WORK TO BE COMPLETED:
Print nothing but the lines from the start of the listing below through the line that contains "const linkedin = 'M416". Do not include the pictures.

PROVIDED DATA:
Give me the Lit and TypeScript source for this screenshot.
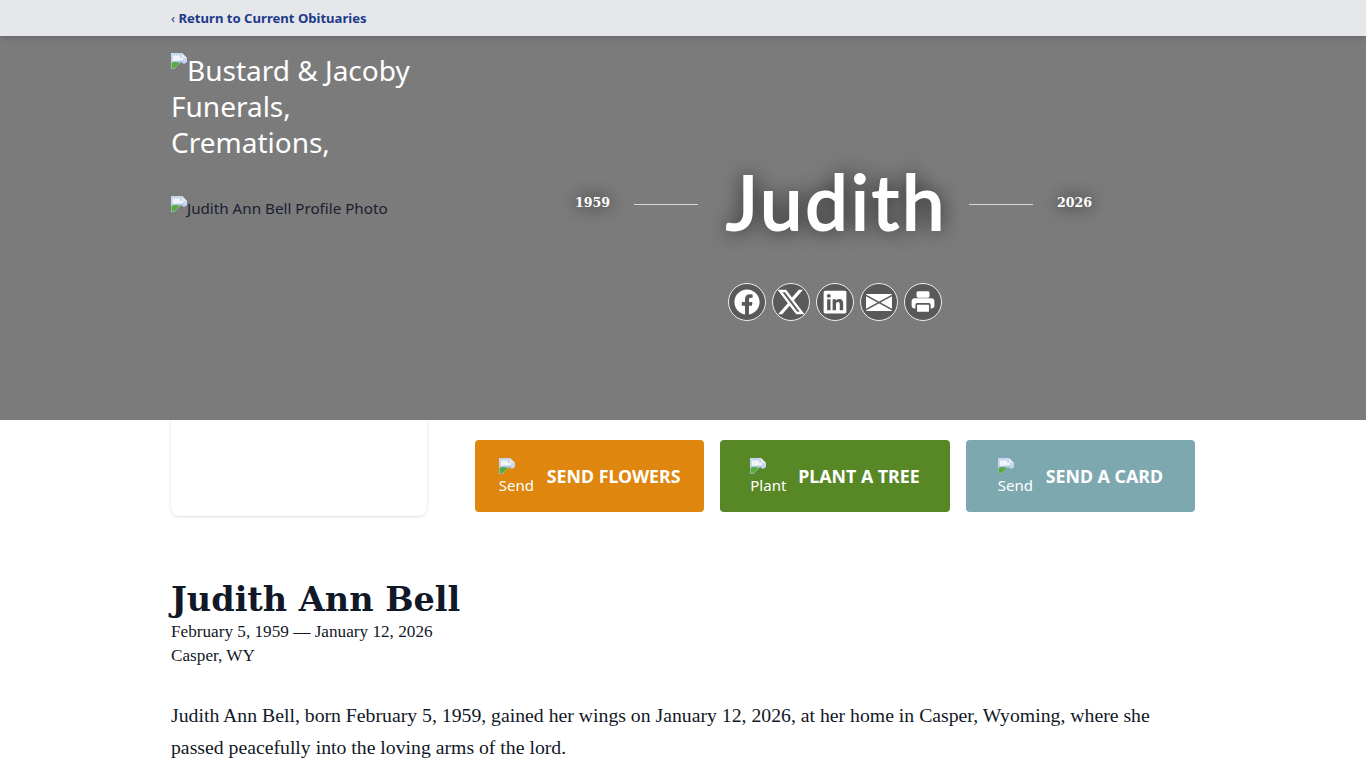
import { LitElement, html, css, svg } from 'lit';
import { customElement } from 'lit/decorators.js';

const brokenImage = html`<svg class="broken" viewBox="0 0 16 16" width="16" height="16" aria-hidden="true">
  <path d="M0 0H11L16 5V9L13 11L10 9L6 13L3 16H0Z" fill="#c9d7ee" />
  <path d="M2 2.5H9V5H12V7L2 8Z" fill="#f1f4fb" />
  <path d="M1 8H12L13 10.5L10 9L6 13L3 16H0.5Z" fill="#a9c7e8" />
  <path d="M0.5 15.5V10C3 8.5 6 9 9 10L6 13L3 15.5Z" fill="#58ac3e" />
  <path d="M11 0L16 5H11Z" fill="#e6e9ef" />
</svg>`;

const facebook = 'M504 256C504 119 393 8 256 8S8 119 8 256c0 123.78 90.69 226.38 209.25 245V327.69h-63V256h63v-54.64c0-62.15 37-96.48 93.67-96.48 27.14 0 55.52 4.84 55.52 4.84v61h-31.28c-30.8 0-40.41 19.12-40.41 38.73V256h68.78l-11 71.69h-57.78V501C413.31 482.38 504 379.78 504 256z';
const xLogo = 'M389.2 48h70.6L305.6 224.2 487 464H345L233.7 318.6 106.5 464H35.8L200.7 275.5 26.8 48H172.4L272.9 180.9 389.2 48zM364.4 421.8h39.1L151.1 88h-42L364.4 421.8z';
const linkedin = 'M416 32H31.9C14.3 32 0 46.5 0 64.3v383.4C0 465.5 14.3 480 31.9 480H416c17.6 0 32-14.5 32-32.3V64.3c0-17.8-14.4-32.3-32-32.3zM135.4 416H69V202.2h66.5V416zm-33.2-243c-21.3 0-38.5-17.3-38.5-38.5S80.9 96 102.2 96c21.2 0 38.5 17.3 38.5 38.5 0 21.3-17.2 38.5-38.5 38.5zm282.1 243h-66.4V312c0-24.8-.5-56.7-34.5-56.7-34.6 0-39.9 27-39.9 54.9V416h-66.4V202.2h63.7v29.2h.9c8.9-16.8 30.6-34.5 62.9-34.5 67.2 0 79.7 44.3 79.7 101.9V416z';

const shareIcons = [
  html`<svg viewBox="0 0 512 512" width="26" height="26">${svg`<path d=${facebook} />`}</svg>`,
  html`<svg viewBox="0 0 512 512" width="30" height="30">${svg`<path d=${xLogo} />`}</svg>`,
  html`<svg viewBox="0 0 448 512" width="26" height="26">${svg`<path d=${linkedin} />`}</svg>`,
  html`<svg viewBox="0 0 26 17" width="26" height="17">
    <rect width="26" height="17" rx="1" />
    <path d="M0 1.5L26 15.5M26 1.5L0 15.5" fill="none" stroke="#595959" stroke-width="1.5" />
  </svg>`,
  html`<svg viewBox="0 0 24 24" width="26" height="26">
    <rect x="6" y="2" width="12" height="6" rx="1.5" />
    <rect x="1.5" y="8.5" width="21" height="9.5" rx="3" />
    <rect x="5" y="13" width="14" height="9" rx="1.5" fill="#595959" />
    <rect x="6.5" y="14.5" width="11" height="6.5" rx="0.5" />
  </svg>`,
];

const actions = [
  { alt: 'Send', label: 'SEND FLOWERS', tone: 'flowers' },
  { alt: 'Plant', label: 'PLANT A TREE', tone: 'tree' },
  { alt: 'Send', label: 'SEND A CARD', tone: 'card' },
];

@customElement('app-root')
export class AppRoot extends LitElement {
  static styles = css`
    :host {
      display: block;
      background: #fff;
      color: #111827;
      font-family: 'Noto Sans', 'Open Sans', sans-serif;
      height: 768px;
      overflow: hidden;
    }
    .wrap {
      width: 1024px;
      margin-left: 171px;
      position: relative;
    }
    .topbar {
      height: 36px;
      background: #e5e7eb;
      box-shadow: 0 4px 6px -1px rgba(0, 0, 0, 0.1), 0 2px 4px -2px rgba(0, 0, 0, 0.1);
      position: relative;
      z-index: 2;
      font-size: 13.1px;
      font-weight: 700;
      line-height: 36px;
    }
    .topbar a {
      color: #1e3a8a;
      text-decoration: none;
    }
    .chev {
      font-weight: 400;
    }
    .hero {
      height: 384px;
      background: rgba(90, 90, 90, 0.8);
      position: relative;
      z-index: 1;
    }
    .hero .wrap {
      display: flex;
      gap: 48px;
      height: 100%;
    }
    .broken {
      display: inline-block;
      vertical-align: top;
    }
    .side {
      width: 256px;
      flex: none;
    }
    .logo {
      padding-top: 16px;
      color: #fff;
      font-size: 28px;
      line-height: 36px;
      height: 144px;
      overflow: hidden;
    }
    .logo .broken {
      margin-top: 1px;
    }
    .photo-alt {
      font-size: 15.2px;
      line-height: 24px;
      color: #1a2030;
      white-space: nowrap;
    }
    .main {
      flex: 1;
      display: flex;
      flex-direction: column;
      align-items: center;
      padding-top: 124px;
    }
    .name-row {
      display: flex;
      align-items: center;
      height: 88px;
      margin-right: 3px;
    }
    .year {
      font-family: 'DejaVu Serif', serif;
      font-weight: 700;
      font-size: 12.6px;
      color: #fff;
      text-shadow: 0 0 16px rgba(0, 0, 0, 0.8);
      text-align: center;
      position: relative;
      top: -2px;
    }
    .rule {
      width: 64px;
      height: 1px;
      background: #d6d6d6;
      margin: 0 24px;
    }
    .name {
      font-family: 'Lato', sans-serif;
      font-size: 76px;
      line-height: 88px;
      padding-bottom: 6px;
      color: #fff;
      text-shadow: 0 0 20px rgba(0, 0, 0, 0.9);
      -webkit-text-stroke: 2px #fff;
      letter-spacing: 2.9px;
      text-indent: 4px;
      width: 223px;
      text-align: center;
      white-space: nowrap;
    }
    .share {
      display: flex;
      gap: 6px;
      margin-top: 35px;
    }
    .share span {
      width: 38px;
      height: 38px;
      box-sizing: border-box;
      border: 1.5px solid #eee;
      border-radius: 50%;
      background: #595959;
      display: flex;
      align-items: center;
      justify-content: center;
    }
    .share svg {
      fill: #fff;
    }
    .photo {
      position: absolute;
      left: 0;
      top: -224px;
      width: 256px;
      height: 320px;
      border-radius: 8px;
      box-shadow: 0 1px 3px rgba(0, 0, 0, 0.12), 0 0 1px rgba(0, 0, 0, 0.08);
    }
    .actions {
      display: flex;
      gap: 16px;
      margin-left: 304px;
      padding-top: 20px;
    }
    .action {
      flex: 1;
      height: 72px;
      border-radius: 4px;
      color: #fff;
      display: flex;
      align-items: center;
      justify-content: center;
      gap: 12px;
      font-size: 17.8px;
      font-weight: 700;
    }
    .flowers { background: #de860d; }
    .tree { background: #588726; }
    .card { background: #7ea8b0; }
    .alt {
      width: 36px;
      font-size: 15px;
      font-weight: 400;
      line-height: 20px;
    }
    .alt .broken {
      display: block;
    }
    .alt-text {
      display: block;
      margin-top: 1px;
    }
    .obit {
      font-family: 'Liberation Serif', serif;
      padding-top: 68px;
    }
    h1 {
      margin: 0;
      font-family: 'DejaVu Serif', serif;
      font-size: 33.5px;
      line-height: 40px;
      font-weight: 700;
    }
    .meta {
      font-size: 17.2px;
      line-height: 24px;
    }
    p {
      margin: 31px 0 0;
      max-width: 1010px;
      font-size: 19.74px;
      line-height: 32px;
    }
  `;

  render() {
    return html`
      <div class="topbar">
        <div class="wrap"><a href="#"><span class="chev">‹</span> Return to Current Obituaries</a></div>
      </div>
      <header class="hero">
        <div class="wrap">
          <div class="side">
            <div class="logo">${brokenImage}Bustard &amp; Jacoby Funerals, Cremations,</div>
            <div class="photo-alt">${brokenImage}Judith Ann Bell Profile Photo</div>
          </div>
          <div class="main">
            <div class="name-row">
              <span class="year">1959</span>
              <span class="rule"></span>
              <span class="name">Judith</span>
              <span class="rule"></span>
              <span class="year">2026</span>
            </div>
            <div class="share">
              ${shareIcons.map((icon) => html`<span>${icon}</span>`)}
            </div>
          </div>
        </div>
      </header>
      <div class="wrap">
        <div class="photo"></div>
        <div class="actions">
          ${actions.map(
            (a) => html`<div class="action ${a.tone}">
              <span class="alt">${brokenImage}<span class="alt-text">${a.alt}</span></span>
              <span>${a.label}</span>
            </div>`
          )}
        </div>
        <section class="obit">
          <h1>Judith Ann Bell</h1>
          <div class="meta">February 5, 1959 — January 12, 2026</div>
          <div class="meta">Casper, WY</div>
          <p>
            Judith Ann Bell, born February 5, 1959, gained her wings on January 12, 2026, at her home in Casper, Wyoming, where she
            passed peacefully into the loving arms of the lord.
          </p>
        </section>
      </div>
    `;
  }
}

CORRECT RESPONSE:
Give me the Lit and TypeScript source for this screenshot.
import { LitElement, html, css, svg } from 'lit';
import { customElement } from 'lit/decorators.js';

const brokenImage = html`<svg class="broken" viewBox="0 0 16 16" width="16" height="16" aria-hidden="true">
  <path d="M0 0H11L16 5V9L13 11L10 9L6 13L3 16H0Z" fill="#c9d7ee" />
  <path d="M2 2.5H9V5H12V7L2 8Z" fill="#f1f4fb" />
  <path d="M1 8H12L13 10.5L10 9L6 13L3 16H0.5Z" fill="#a9c7e8" />
  <path d="M0.5 15.5V10C3 8.5 6 9 9 10L6 13L3 15.5Z" fill="#58ac3e" />
  <path d="M11 0L16 5H11Z" fill="#e6e9ef" />
</svg>`;

const facebook = 'M504 256C504 119 393 8 256 8S8 119 8 256c0 123.78 90.69 226.38 209.25 245V327.69h-63V256h63v-54.64c0-62.15 37-96.48 93.67-96.48 27.14 0 55.52 4.84 55.52 4.84v61h-31.28c-30.8 0-40.41 19.12-40.41 38.73V256h68.78l-11 71.69h-57.78V501C413.31 482.38 504 379.78 504 256z';
const xLogo = 'M389.2 48h70.6L305.6 224.2 487 464H345L233.7 318.6 106.5 464H35.8L200.7 275.5 26.8 48H172.4L272.9 180.9 389.2 48zM364.4 421.8h39.1L151.1 88h-42L364.4 421.8z';
const linkedin = 'M416 32H31.9C14.3 32 0 46.5 0 64.3v383.4C0 465.5 14.3 480 31.9 480H416c17.6 0 32-14.5 32-32.3V64.3c0-17.8-14.4-32.3-32-32.3zM135.4 416H69V202.2h66.5V416zm-33.2-243c-21.3 0-38.5-17.3-38.5-38.5S80.9 96 102.2 96c21.2 0 38.5 17.3 38.5 38.5 0 21.3-17.2 38.5-38.5 38.5zm282.1 243h-66.4V312c0-24.8-.5-56.7-34.5-56.7-34.6 0-39.9 27-39.9 54.9V416h-66.4V202.2h63.7v29.2h.9c8.9-16.8 30.6-34.5 62.9-34.5 67.2 0 79.7 44.3 79.7 101.9V416z';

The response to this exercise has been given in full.